We have $F(x,y)\in\mathbb{Z}[X,Y]$ a positive definite binary form of degree $\geq 3$. I have to prove, without using lower bounds on linear forms in logarithms (we were working with Baker's theorems), that for each positive integer $m$ the equation $F(x,y)=m$ has only finitely many solutions in $x,y\in\mathbb{Z}$. I also have to describe a method to find these.
We know that the coefficient of $X^d$ of $F$ is positive, and that all zeros of $F(X,1)$ are in $\mathbb{C}\backslash \mathbb{R}$. We also know the discriminant of $F$ is negative.
I have trouble finding this out by myself. I also looked up some number theory books, but most literature is about binary quadratic forms, not the binary form I have to prove this for.
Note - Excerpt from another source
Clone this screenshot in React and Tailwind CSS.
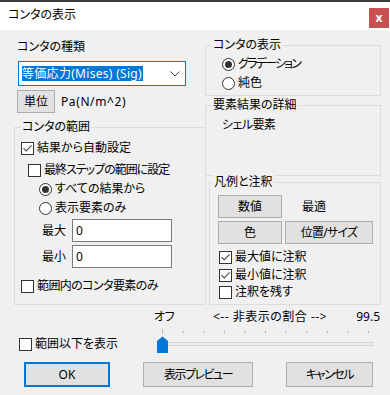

Hope someone can help me!
I'd say you mean a degree $d$ homogeneous polynomial $f\in \Bbb{Z}[X,Y]$ having no real zeros other than $(0,0)$.
With $c(X^d),c(Y^d)$ the coefficients of $X^d,Y^d$ and $$A= \min(|c(X^d)|,|c(Y^d)|,\inf_{t\in \Bbb{R}}|f(1,t)|,\inf_{t\in \Bbb{R}}|f(t,1)|)$$ you get
$|f(x,0)|\ge A |x|^d, |f(0,y)| \ge A|y|^d$
if $y\ne 0$, $ |f(x,y)|= |y|^d |f(x/y,1)| \ge A|y|^d$,
if $x\ne 0$, $|f(x,y)|=|x|^d f(1,y/x)| \ge A|x|^d $ ie. $$|f(x,y)|\ge \max(A|x|^d,A|y|^d)$$ which implies that $f(X,Y)-m$ has finitely many zeros $\in \Bbb{Z}^2$.